The “Fog of War” between business and IT services The ﬁeld of monitoring has become very good at collecting status information and performance metrics from various endpoints. However, executive stakeholders are much more interested in the performance of people and processes than of CPU, memory, and throughput. It is no longer enough to test the health of end points without providing insight into the true impact and cost that an outage could cause. There are services that customers and employees need to be able to consume and the health of that service is what ultimately needs to be measured. However, in today’s world, the modeling a business service is not a simple hierarchy. Concepts like resiliency, ﬂexibility, and reusability need to be applied to translate host health into business continuity.
So how do we cut through the fog and determine if the lights are still on?
How has the market responded? The market’s response to evaluating the overall health has been to invest in APM techniques such as synthetic transaction proﬁling and end-user experience monitoring. But is this truly an approach for evaluating application uptime?
The truth is that this approach opts to forego the task of decoding the relationships between the consumable service and the components that make it work. It instead skips to the end and identiﬁes more symptoms. This is adding to the confusion and for any root causes or trends to be effectively evaluated, complex and expensive event correlation and analysis needs be added in for good measure. The idea has always been to detect problems before users do.
So why is it that we are attempting to save minutes and hours instead of days? The mindset must move away from trying to detect as many symptoms as possible so that correlations can be made over time. Instead the market needs a monitoring tool that understands the anatomy of the application it seeks to protect. This way underlying conditions can be associated with risk instead of trying to correlate symptoms with causes.

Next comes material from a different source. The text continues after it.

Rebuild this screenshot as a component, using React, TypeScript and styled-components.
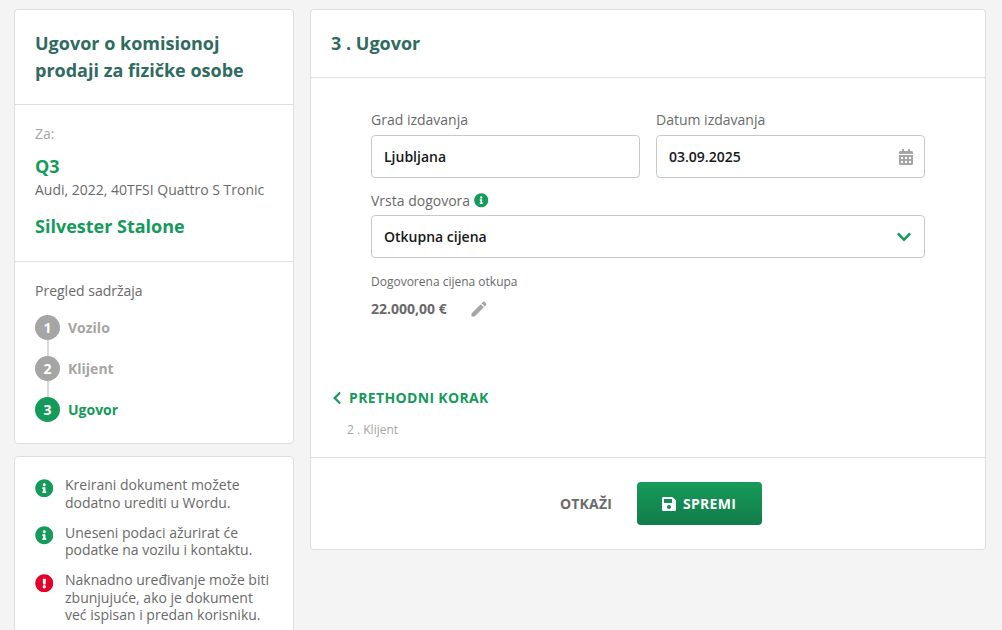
import React from "react";
import styled, { createGlobalStyle } from "styled-components";
import {
  FaCalendarAlt,
  FaChevronDown,
  FaChevronLeft,
  FaExclamationCircle,
  FaInfoCircle,
  FaSave,
} from "react-icons/fa";
import { MdEdit } from "react-icons/md";

const GREEN = "#149a5a";
const GREY = "#a5a5a5";
const TEXT = "#6a6a6a";
const LINE = "#dfdfdf";

const GlobalStyle = createGlobalStyle`
  html, body {
    margin: 0;
    height: 630px;
    overflow: hidden;
    background: #f4f4f4;
    font-family: "Open Sans", "Liberation Sans", sans-serif;
  }
  * { box-sizing: border-box; }
`;

const Page = styled.div`
  display: flex;
  align-items: flex-start;
  gap: 16px;
  padding: 9px 16px 0 14px;
  height: 630px;
  overflow: hidden;
`;

const Sidebar = styled.aside`
  width: 280px;
  flex: none;
  display: flex;
  flex-direction: column;
  gap: 12px;
`;

const Card = styled.div`
  background: #fff;
  border: 1px solid ${LINE};
  border-radius: 4px;
`;

const SideHeader = styled.div`
  padding: 20px 20px 20px;
  border-bottom: 1px solid ${LINE};
`;

const SideTitle = styled.h2`
  margin: 0;
  font-size: 18px;
  line-height: 27px;
  font-weight: 700;
  color: #2f6b60;
`;

const SideSection = styled.div`
  padding: 19px 20px 23px;
  border-bottom: 1px solid ${LINE};
`;

const ForLabel = styled.div`
  font-size: 14px;
  line-height: 19px;
  color: ${GREY};
`;

const CarName = styled.div`
  margin-top: 11px;
  font-size: 18px;
  line-height: 24px;
  font-weight: 700;
  color: ${GREEN};
`;

const CarInfo = styled.div`
  margin-top: 2px;
  font-size: 14px;
  line-height: 19px;
  color: ${TEXT};
`;

const ClientName = styled.div`
  margin-top: 15px;
  font-size: 18px;
  line-height: 24px;
  font-weight: 700;
  color: ${GREEN};
`;

const Overview = styled.div`
  padding: 19px 20px 21px;
`;

const OverviewTitle = styled.div`
  font-size: 14px;
  line-height: 19px;
  color: ${TEXT};
`;

const Steps = styled.div`
  margin-top: 15px;
  display: flex;
  flex-direction: column;
  gap: 16px;
`;

const Step = styled.div`
  position: relative;
  display: flex;
  align-items: center;
  gap: 8px;
  height: 25px;

  &:not(:last-child)::after {
    content: "";
    position: absolute;
    left: 12px;
    top: 25px;
    width: 2px;
    height: 16px;
    background: #d9d9d9;
  }
`;

const StepDot = styled.span<{ $active?: boolean }>`
  width: 25px;
  height: 25px;
  border-radius: 50%;
  display: flex;
  align-items: center;
  justify-content: center;
  background: ${(p) => (p.$active ? GREEN : GREY)};
  color: #fff;
  font-size: 14px;
  font-weight: 700;
`;

const StepLabel = styled.span<{ $active?: boolean }>`
  font-size: 14px;
  font-weight: 700;
  color: ${(p) => (p.$active ? GREEN : GREY)};
`;

const Notes = styled(Card)`
  padding: 19px 20px 14px;
  display: flex;
  flex-direction: column;
  gap: 12.6px;
`;

const Note = styled.div`
  display: flex;
  gap: 12px;
  font-size: 14px;
  line-height: 17.5px;
  color: ${TEXT};
`;

const NoteIcon = styled.span<{ $color: string }>`
  flex: none;
  width: 18px;
  height: 18px;
  margin-top: 3px;
  color: ${(p) => p.$color};
  font-size: 18.6px;
  line-height: 18px;

  svg {
    display: block;
    margin: -0.3px;
  }
`;

const Main = styled(Card)`
  flex: 1;
  min-width: 0;
`;

const MainHeader = styled.div`
  height: 68px;
  padding: 0 20px 2px;
  display: flex;
  align-items: center;
  border-bottom: 1px solid ${LINE};
`;

const MainTitle = styled.h1`
  margin: 0;
  font-size: 18px;
  font-weight: 700;
  color: #2f6b60;
`;

const Form = styled.div`
  padding: 32px 60px 0;
  display: flex;
  flex-direction: column;
`;

const FieldRow = styled.div`
  display: flex;
  gap: 16px;
`;

const Field = styled.div`
  flex: 1;
  min-width: 0;
`;

const Label = styled.div`
  display: flex;
  align-items: center;
  gap: 4px;
  height: 19px;
  margin-bottom: 6px;
  font-size: 14px;
  color: ${TEXT};
`;

const InputBox = styled.div`
  height: 43px;
  padding: 0 12px;
  display: flex;
  align-items: center;
  justify-content: space-between;
  border: 1px solid #c9c9c9;
  border-radius: 4px;
  background: #fff;
  font-size: 14px;
  font-weight: 600;
  color: #16181a;
`;

const CalendarIcon = styled(FaCalendarAlt)`
  margin-right: -2px;
`;

const SelectField = styled.div`
  margin-top: 13px;

  ${Label} {
    margin-bottom: 5px;
  }
`;

const AgreedLabel = styled.div`
  margin-top: 16px;
  font-size: 12px;
  line-height: 16px;
  color: ${TEXT};
`;

const AgreedRow = styled.div`
  margin-top: 9px;
  display: flex;
  align-items: center;
  gap: 22px;
  height: 19px;
  font-size: 14px;
  line-height: 19px;
  font-weight: 700;
  color: ${TEXT};
`;

const PrevStep = styled.div`
  margin-top: 70px;
  padding: 0 21px 19px;
  border-bottom: 1px solid ${LINE};
`;

const PrevLink = styled.div`
  display: flex;
  align-items: center;
  gap: 5.5px;
  font-size: 14px;
  line-height: 19px;
  font-weight: 700;
  letter-spacing: 0.35px;
  color: ${GREEN};
`;

const BackIcon = styled(FaChevronLeft)`
  margin-left: -2.5px;
`;

const PrevName = styled.div`
  margin-top: 15px;
  padding-left: 15px;
  font-size: 12px;
  line-height: 16px;
  color: ${GREY};
`;

const Actions = styled.div`
  height: 91px;
  padding-left: 26px;
  display: flex;
  align-items: center;
  justify-content: center;
  gap: 25px;
`;

const CancelButton = styled.button`
  border: 0;
  padding: 0;
  background: transparent;
  font: 700 14px "Open Sans", sans-serif;
  letter-spacing: 0.2px;
  color: ${TEXT};
`;

const SaveButton = styled.button`
  width: 125px;
  height: 43px;
  padding: 0 2px 0 0;
  border: 0;
  border-radius: 4px;
  display: flex;
  align-items: center;
  justify-content: center;
  gap: 6px;
  background: linear-gradient(#169b5b, #127c49);
  color: #fff;
  font: 700 14px "Open Sans", sans-serif;
  letter-spacing: 0.3px;
`;

const steps = ["Vozilo", "Klijent", "Ugovor"];

const notes = [
  { color: GREEN, warn: false, lines: ["Kreirani dokument možete", "dodatno urediti u Wordu."] },
  { color: GREEN, warn: false, lines: ["Uneseni podaci ažurirat će", "podatke na vozilu i kontaktu."] },
  {
    color: "#e4002b",
    warn: true,
    lines: ["Naknadno uređivanje može biti", "zbunjujuće, ako je dokument", "već ispisan i predan korisniku."],
  },
];

export default function App() {
  return (
    <>
      <GlobalStyle />
      <Page>
        <Sidebar>
          <Card>
            <SideHeader>
              <SideTitle>
                Ugovor o komisionoj
                <br />
                prodaji za fizičke osobe
              </SideTitle>
            </SideHeader>
            <SideSection>
              <ForLabel>Za:</ForLabel>
              <CarName>Q3</CarName>
              <CarInfo>Audi, 2022, 40TFSI Quattro S Tronic</CarInfo>
              <ClientName>Silvester Stalone</ClientName>
            </SideSection>
            <Overview>
              <OverviewTitle>Pregled sadržaja</OverviewTitle>
              <Steps>
                {steps.map((name, i) => (
                  <Step key={name}>
                    <StepDot $active={i === 2}>{i + 1}</StepDot>
                    <StepLabel $active={i === 2}>{name}</StepLabel>
                  </Step>
                ))}
              </Steps>
            </Overview>
          </Card>
          <Notes>
            {notes.map((n) => (
              <Note key={n.lines[0]}>
                <NoteIcon $color={n.color}>{n.warn ? <FaExclamationCircle /> : <FaInfoCircle />}</NoteIcon>
                <div>
                  {n.lines.map((l) => (
                    <div key={l}>{l}</div>
                  ))}
                </div>
              </Note>
            ))}
          </Notes>
        </Sidebar>
        <Main>
          <MainHeader>
            <MainTitle>3 . Ugovor</MainTitle>
          </MainHeader>
          <Form>
            <FieldRow>
              <Field>
                <Label>Grad izdavanja</Label>
                <InputBox>Ljubljana</InputBox>
              </Field>
              <Field>
                <Label>Datum izdavanja</Label>
                <InputBox>
                  03.09.2025
                  <CalendarIcon size={16} color={GREY} />
                </InputBox>
              </Field>
            </FieldRow>
            <SelectField>
              <Label>
                Vrsta dogovora
                <FaInfoCircle size={14.5} color={GREEN} />
              </Label>
              <InputBox>
                Otkupna cijena
                <FaChevronDown size={16} color={GREEN} />
              </InputBox>
            </SelectField>
            <AgreedLabel>Dogovorena cijena otkupa</AgreedLabel>
            <AgreedRow>
              22.000,00 €
              <MdEdit size={20} color={GREY} />
            </AgreedRow>
          </Form>
          <PrevStep>
            <PrevLink>
              <BackIcon size={14} />
              PRETHODNI KORAK
            </PrevLink>
            <PrevName>2 . Klijent</PrevName>
          </PrevStep>
          <Actions>
            <CancelButton>OTKAŽI</CancelButton>
            <SaveButton>
              <FaSave size={16} />
              SPREMI
            </SaveButton>
          </Actions>
        </Main>
      </Page>
    </>
  );
}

The individual metrics that have been collected need to be grouped together by function. All machines and services that are working towards a common goal should be deﬁned as an individual and reusable component such as a cluster or stack. At this stage SLA requirements can be set at this component level. This SLA requirement is how resiliency and priority can be assigned appropriately. Now the application is deﬁned as a collection of ﬂexible and reusable components that each understand the concept of fault tolerance and priority. If an individual host outage occurs it may or may not impact to the larger service and may not actually cause an outage. If the availability SLA of a computer cluster is violated, however, this is sure to cause a much more expensive outage. This is a much better way of determining whether or not a business service is at risk or in distress so that problems can be addressed more proactively.
So is the other approach useless? Absolutely not. The other approach is simply addressing a completely different need. End user experience monitoring and transaction proﬁling are great techniques for performance benchmarking and base-lining. These metrics can be used to compare a company to the competition and to ensure that each new release is performing better than the previous version. These metrics, as they are being collected, are also perfectly suited to be grouped together and deﬁned as a component inside of a business service, preferably one with a 0% uptime requirement so that the symptom can be tied to the business service but will not be falsely considered a root cause. Conclusion A comprehensive monitoring strategy and implementation is no longer a “Nice to Have” in an enterprise, it is mandatory. With the new ability to model your applications and business services inside the monitoring tool, this business continuity measure is now a key artifact to contribute to the completeness of an Enterprise Architecture.
This allows the business to remain focused on continuing operations by detecting risks instead of outages so that they never reach the point where an end user would be impacted. This can only be done with a tool that has a comprehensive understanding of the way an application, website, or service functions at all levels.